Thursday, January 27, 2011

Journel-ying

Mushy Snowballs

I always wanted to be one of those “together” people. I thought the day would come when adjectives such as secure, poised, self-assured, could readily apply to me. I’d be on top of things and ahead of the game. I imagined myself swinging down the halls sporting a snappy hand bag, containing all the essentials of life, and all readily available. Oh, I have days when I wear and say the right things, but those moments of poise still go toe-to-stubbed toe with my blunders. I’ve come to the conclusion that life for me is always going to be bumpy, and I figure I’ll never perfect it, so I’d better brave It Instead. Ironically, knowing that I will stumble and trip has given me the confidence I crave. I once thought confidence could only be earned with perfection…now I know that you don’t earn it, you claim it. I do that by embracing the compassionate, loving, enthusiastic unpretentious free spirit that is the essence of my heart. This is my center.
 The older I get I find that the bumps don’t come as often (one of the joys of getting older). Knowing your center helps. You begin to pay attention to the signs up ahead and proceed with caution. You learn to get out of the way of snowballs that are rolling downhill your way; where before you jumped aboard and clung on for the ride until eventually the snowball grew so large, mushy, and muddy that it all fell apart before you had time to jump off.  Beit a bad relationship, job, date, conversation etc… you eventually learn that every person or incident is your teacher: And that they are your snowballs....your lessons…and a lesson is repeated until learned (one way or another the universe will get your attention). 


Scarecrows
My childhood friend…now facebook friend…Mercedes often posts things that grab me. Today she shared the word Kuebiko. I played with that word all day. It bounced around my brain like a sunray dancing on the water. Kuebiko is defined as a state of exhaustion inspired by acts of senseless violence…I was surprised it was a noun. It read like an adjective. However, after dancing with this word while watching the morning news in which four 18 year olds tortured a mentally disabled person in Chicago…I was glad of its noun status.  
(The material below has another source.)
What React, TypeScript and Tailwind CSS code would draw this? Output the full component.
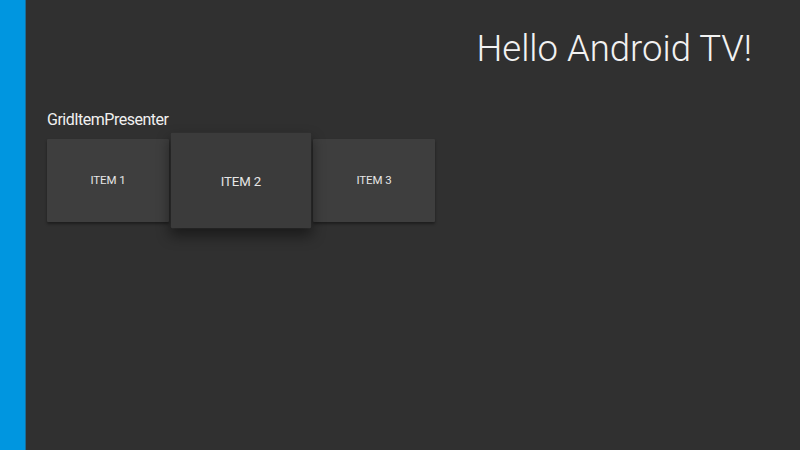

The definition of this state of being-Kuebiko- explains that when someone experiences such a state they are forced to revise their image of what can happen in this world—"mending the fences of their expectations, weeding out all unwelcome and invasive truths while cultivating the good that’s buried under the surface, and propping themselves up like an old scarecrow, who’s bursting at the seams but powerless to do anything but stand there and watch." 

Today I am that scarecrow. I am Kuebiko. I am a scarecrow standing in the field of  hallways that are my life. But sometimes….just sometimes…I get a glimpse of other scarecrows standing near me. Their very presence reminds me that I am not alone. We are Kuebiko. We are kindred spirits who share a cosmic connection that willI always be revered until the day I die.